Une autre raison pour laquelle les supporters représentent le maillon faible de la chaîne nationale du football, c’est leur implication dans les violences sur les stades et sur les terrains. Ce phénomène est davantage imputable au groupe des « loups solitaires », ceux-là qui gravitent autour des présidents et des membres des bureaux ainsi qu’autour des joueurs se montrent parfois particulièrement violents. Injures, propos désobligeants, querelles, bagarres, voilà leur tableau de chasse. Arbitres, joueurs et même des bureaux Exécutifs sont généralement leurs cibles. »Ce sont des opportunistes et la formule de « loups solitaires » leur convient assez bien. Ils viennent au terrain pour se défouler, les plus indélicats sont sous l’effet de produits excitants ou euphorisants. Ils sont en réalité des ennemis du football », a souligné la première source.

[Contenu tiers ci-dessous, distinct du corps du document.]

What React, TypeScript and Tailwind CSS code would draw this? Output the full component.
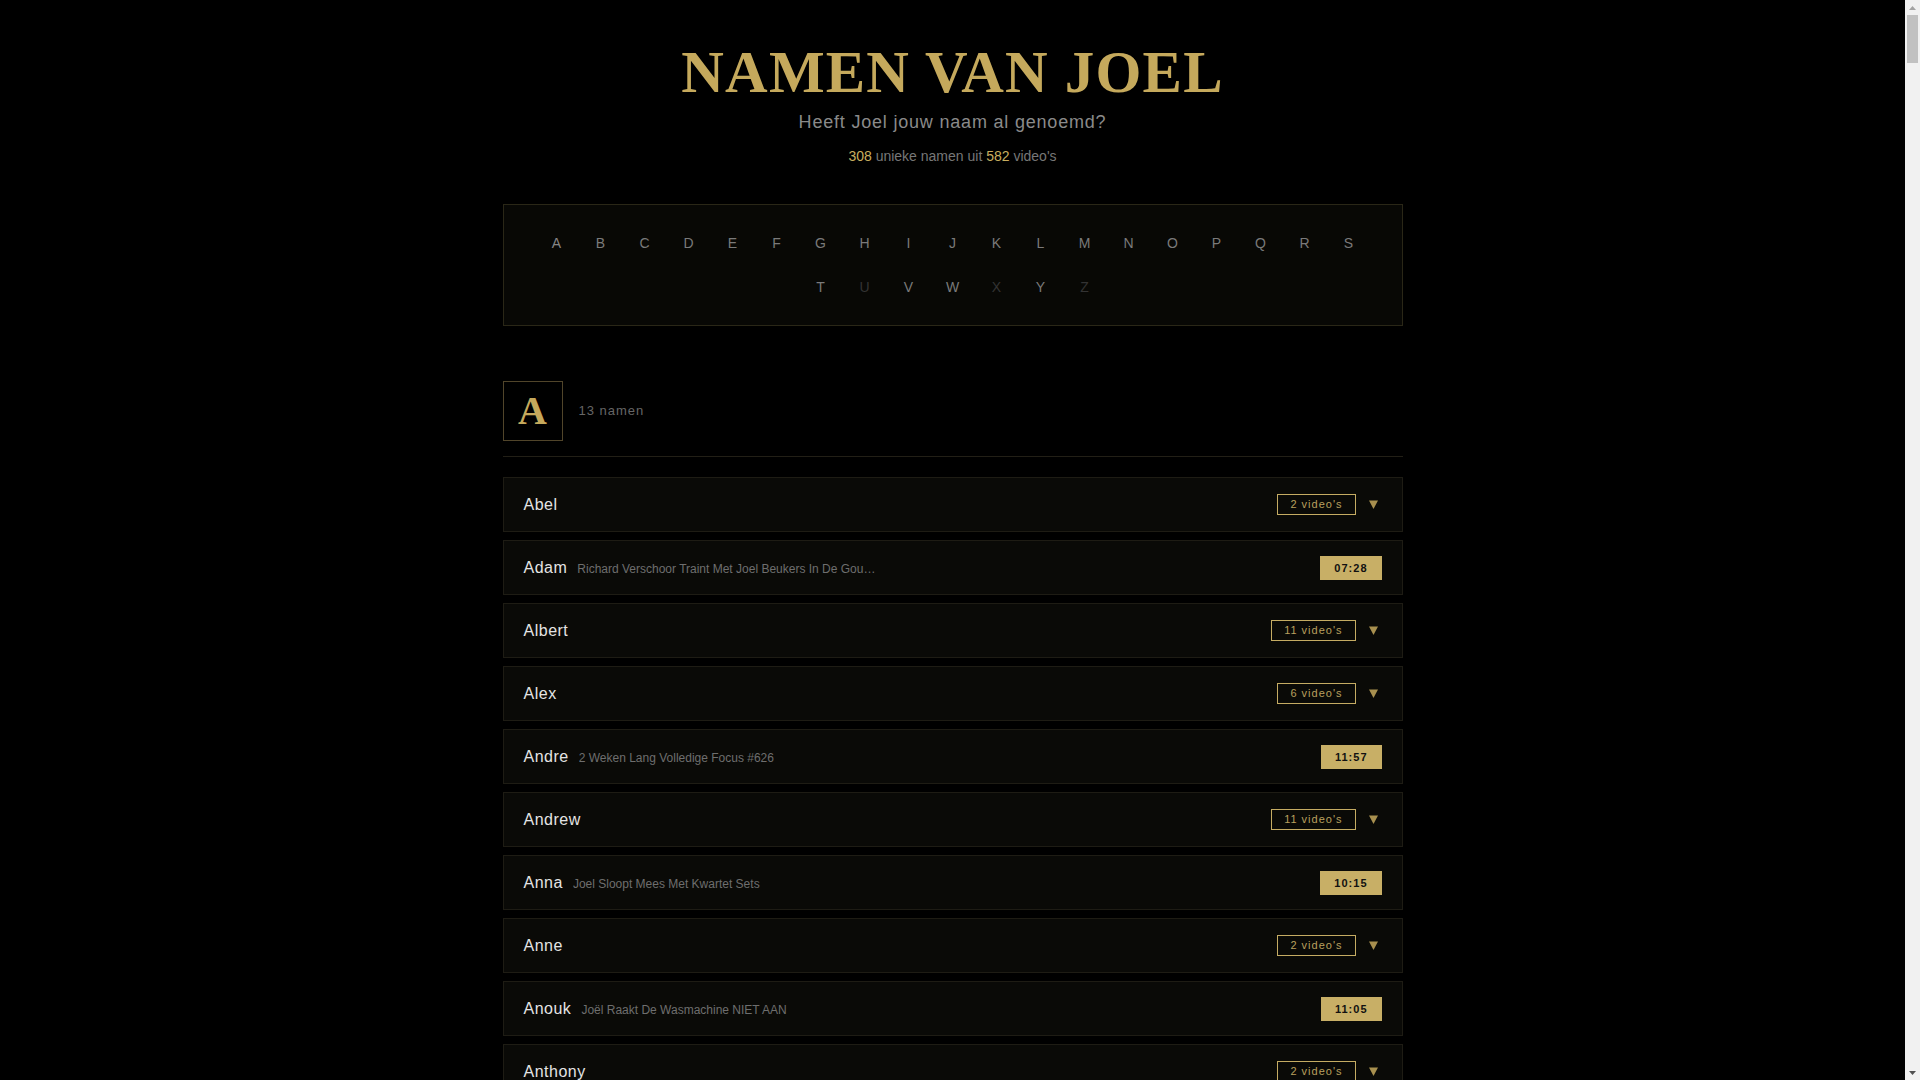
import { useState } from 'react';

type Entry = { name: string; count?: number; title?: string; duration?: string };

const LETTERS = 'ABCDEFGHIJKLMNOPQRSTUVWXYZ'.split('');
const EMPTY = ['U', 'X', 'Z'];

const A_ENTRIES: Entry[] = [
  { name: 'Abel', count: 2 },
  { name: 'Adam', title: 'Richard Verschoor Traint Met Joel Beukers In De Gouden Kooi', duration: '07:28' },
  { name: 'Albert', count: 11 },
  { name: 'Alex', count: 6 },
  { name: 'Andre', title: '2 Weken Lang Volledige Focus #626', duration: '11:57' },
  { name: 'Andrew', count: 11 },
  { name: 'Anna', title: 'Joel Sloopt Mees Met Kwartet Sets', duration: '10:15' },
  { name: 'Anne', count: 2 },
  { name: 'Anouk', title: 'Joël Raakt De Wasmachine NIET AAN', duration: '11:05' },
  { name: 'Anthony', count: 2 },
  { name: 'Arjen', count: 3 },
  { name: 'Arthur', title: 'Joel Gaat Op Zoek Naar De Beste Frikandel', duration: '09:42' },
  { name: 'Axel', count: 4 },
];

const NAMES: Record<string, string[]> = {
  B: ['Bart', 'Bas', 'Bastiaan', 'Ben', 'Bernard', 'Bert', 'Bianca', 'Bob', 'Boris', 'Bram', 'Brian', 'Britt', 'Bruno'],
  C: ['Carla', 'Carlos', 'Casper', 'Chantal', 'Charlotte', 'Chris', 'Christiaan', 'Cor', 'Corné', 'Cynthia'],
  D: ['Daan', 'Daniel', 'Danny', 'Dave', 'David', 'Dennis', 'Derek', 'Dick', 'Diego', 'Dirk', 'Dylan', 'Demi', 'Dion', 'Dorien'],
  E: ['Eddy', 'Edwin', 'Eline', 'Emma', 'Erik', 'Ernst', 'Esther', 'Evert', 'Eva'],
  F: ['Fabian', 'Femke', 'Floor', 'Frank', 'Frans', 'Fred', 'Freek', 'Frits', 'Fleur'],
  G: ['Gerard', 'Gert', 'Gijs', 'Gerrit', 'Gino', 'Guus', 'Gwen', 'Gerben'],
  H: ['Hans', 'Harm', 'Harry', 'Hein', 'Henk', 'Henry', 'Herman', 'Hugo', 'Hanna', 'Hidde'],
  I: ['Ian', 'Ilse', 'Inge', 'Ingrid', 'Iris', 'Isa', 'Ivo'],
  J: ['Jaap', 'Jack', 'Jan', 'Jasper', 'Jeroen', 'Jesse', 'Jim', 'Job', 'Joep', 'John', 'Joost', 'Jordy', 'Jurre', 'Julia', 'Jelle', 'Joris'],
  K: ['Karel', 'Karin', 'Kees', 'Kevin', 'Kim', 'Klaas', 'Koen', 'Kris', 'Kyra'],
  L: ['Lars', 'Laura', 'Leo', 'Levi', 'Lisa', 'Lotte', 'Luc', 'Lucas', 'Luuk', 'Lieke', 'Lennard'],
  M: ['Maarten', 'Marco', 'Mark', 'Martijn', 'Max', 'Mees', 'Melvin', 'Michael', 'Mike', 'Milan', 'Mirjam', 'Mitchell', 'Marieke', 'Mats'],
  N: ['Niels', 'Nick', 'Nina', 'Noah', 'Noor', 'Nora', 'Nathan', 'Nienke'],
  O: ['Olaf', 'Olivier', 'Oscar', 'Otto', 'Owen'],
  P: ['Paul', 'Peter', 'Piet', 'Pim', 'Pieter', 'Patrick', 'Pascal', 'Pepijn', 'Paula', 'Priscilla'],
  Q: ['Quinten', 'Quincy'],
  R: ['Remco', 'Richard', 'Rick', 'Rob', 'Robin', 'Roel', 'Ronald', 'Ruben', 'Rutger', 'Ruud', 'Roy', 'Renate'],
  S: ['Sander', 'Sanne', 'Sarah', 'Sem', 'Simon', 'Sjaak', 'Sjoerd', 'Stefan', 'Steven', 'Stijn', 'Sven', 'Sophie', 'Sietse'],
  T: ['Teun', 'Thijs', 'Thomas', 'Tim', 'Tom', 'Tijmen', 'Tess', 'Tobias', 'Tygo'],
  V: ['Valentijn', 'Vera', 'Victor', 'Vincent', 'Vos'],
  W: ['Wessel', 'Wim', 'Willem', 'Wouter', 'Wendy', 'Wilco'],
  Y: ['Yara', 'Yvonne', 'Youri'],
};

const TITLES = [
  'Joel Bouwt Een Boomhut In Een Dag',
  'De Grote Snackbar Test Van Nederland',
  'Joel Probeert 24 Uur Stil Te Zijn',
  'Wie Wint De Kartrace Op Zondag',
  'Het Duurste Broodje Van Amsterdam',
  'Joel Kookt Voor Het Eerst Stamppot',
  'Overleven Op Een Onbewoond Eiland',
  'Joel Test Rare Gadgets Uit China',
  'De Langste Fietstocht Ooit #412',
  'Joel Zoekt De Perfecte Kapper',
];

function buildEntries(letter: string): Entry[] {
  if (letter === 'A') return A_ENTRIES;
  return (NAMES[letter] ?? []).map((name, i) => {
    const seed = name.length * 7 + i * 13 + letter.charCodeAt(0);
    if (seed % 3 === 0) {
      const m = 6 + (seed % 9);
      const s = (seed * 17) % 60;
      return {
        name,
        title: TITLES[seed % TITLES.length],
        duration: `${String(m).padStart(2, '0')}:${String(s).padStart(2, '0')}`,
      };
    }
    return { name, count: 2 + (seed % 10) };
  });
}

function Arrow() {
  return (
    <span className="w-4 flex justify-center">
      <svg width="9" height="9" viewBox="0 0 9 9">
        <polygon points="0,0.5 9,0.5 4.5,9" fill="#a8904f" />
      </svg>
    </span>
  );
}

function NameRow({ entry }: { entry: Entry }) {
  return (
    <div className="h-[55px] flex items-center justify-between px-5 bg-[#0a0a07] border border-[#1e1c14]">
      <div className="flex items-baseline gap-2.5 min-w-0">
        <span className="text-[16px] tracking-[0.5px] text-[#e4e4e4]">{entry.name}</span>
        {entry.title && (
          <span className="text-[12px] text-[#6e6e6e] max-w-[300px] truncate">{entry.title}</span>
        )}
      </div>
      {entry.duration ? (
        <span className="bg-[#c8af66] text-[#111] text-[11px] font-bold tracking-[1px] leading-[14px] px-[14px] py-[5px]">
          {entry.duration}
        </span>
      ) : (
        <div className="flex items-center gap-2.5">
          <span className="border border-[#c5ac63] text-[#b9a05e] text-[11px] tracking-[1px] leading-[13px] px-3 py-[3px]">
            {entry.count} video's
          </span>
          <Arrow />
        </div>
      )}
    </div>
  );
}

function LetterSection({ letter }: { letter: string }) {
  const entries = buildEntries(letter);
  return (
    <section className="mb-14">
      <div className="flex items-center gap-4 pb-[15px] border-b border-[#221f16] mb-5">
        <div className="w-[60px] h-[60px] flex items-center justify-center border border-[#51452a] font-['Liberation_Serif',serif] font-bold text-[40px] text-[#c5a95c]">
          {letter}
        </div>
        <span className="text-[13px] tracking-[1px] text-[#666]">{entries.length} namen</span>
      </div>
      <div className="flex flex-col gap-2">
        {entries.map((e, i) => (
          <NameRow key={e.name + i} entry={e} />
        ))}
      </div>
    </section>
  );
}

// Classic browser scrollbar as seen in the screenshot
function ScrollBar() {
  return (
    <aside className="w-[15px] shrink-0 bg-[#f1f1f1] flex flex-col items-center">
      <div className="h-[15px] flex items-center justify-center">
        <svg width="7" height="4" viewBox="0 0 7 4">
          <polygon points="3.5,0 7,4 0,4" fill="#a3a3a3" />
        </svg>
      </div>
      <div className="w-[11px] h-[48px] bg-[#c1c1c1]" />
      <div className="flex-1" />
      <div className="h-[15px] flex items-center justify-center">
        <svg width="7" height="4" viewBox="0 0 7 4">
          <polygon points="0,0 7,0 3.5,4" fill="#505050" />
        </svg>
      </div>
    </aside>
  );
}

export default function App() {
  const [active, setActive] = useState('A');

  return (
    <div className="h-screen flex bg-black font-['Liberation_Sans',Arial,sans-serif]">
      <main className="flex-1 overflow-y-auto">
        <div className="max-w-[900px] mx-auto pt-[43px] pb-16">
          {/* Header */}
          <header className="text-center">
            <h1 className="font-['Liberation_Serif',serif] font-bold text-[59px] leading-[58px] tracking-[1.2px] text-[#c5a95c]">
              NAMEN VAN JOEL
            </h1>
            <p className="mt-[9px] text-[18px] leading-[24px] tracking-[0.8px] text-[#8a8a8a]">
              Heeft Joel jouw naam al genoemd?
            </p>
            <p className="mt-[12px] text-[14px] leading-[20px] text-[#777]">
              <span className="text-[#c9ae5f]">308</span> unieke namen uit{' '}
              <span className="text-[#c9ae5f]">582</span> video's
            </p>
          </header>

          {/* Alphabet */}
          <nav className="mt-[38px] border border-[#2a2717] bg-[#080805] px-8 py-[18px] flex flex-wrap justify-center gap-1">
            {LETTERS.map(l => {
              const disabled = EMPTY.includes(l);
              return (
                <button
                  key={l}
                  disabled={disabled}
                  onClick={() => setActive(l)}
                  className={`w-10 h-10 flex items-center justify-center text-[14px] ${
                    disabled ? 'text-[#333]' : active === l ? 'text-[#858585]' : 'text-[#7a7a7a]'
                  }`}
                >
                  {l}
                </button>
              );
            })}
          </nav>

          {/* Sections */}
          <div className="mt-[55px]">
            {LETTERS.filter(l => !EMPTY.includes(l)).map(l => (
              <LetterSection key={l} letter={l} />
            ))}
          </div>
        </div>
      </main>
      <ScrollBar />
    </div>
  );
}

Il y a encore beaucoup de choses à évoquer dans le registre des rapports entre les clubs et les supporters dans les divisions d’élite au Togo. Le vrai enjeu reste l’argent et il est important de trouver les formules pour transformer le statut et les comportements des supporters de football au Togo. L’expérience des abonnements d’entrée en cours à Sémassi est à soutenir et il faut que cela serve d’exemple ailleurs. C’est une base à partir de laquelle va s’opérer la transformation nécessaire. C’est à suivre.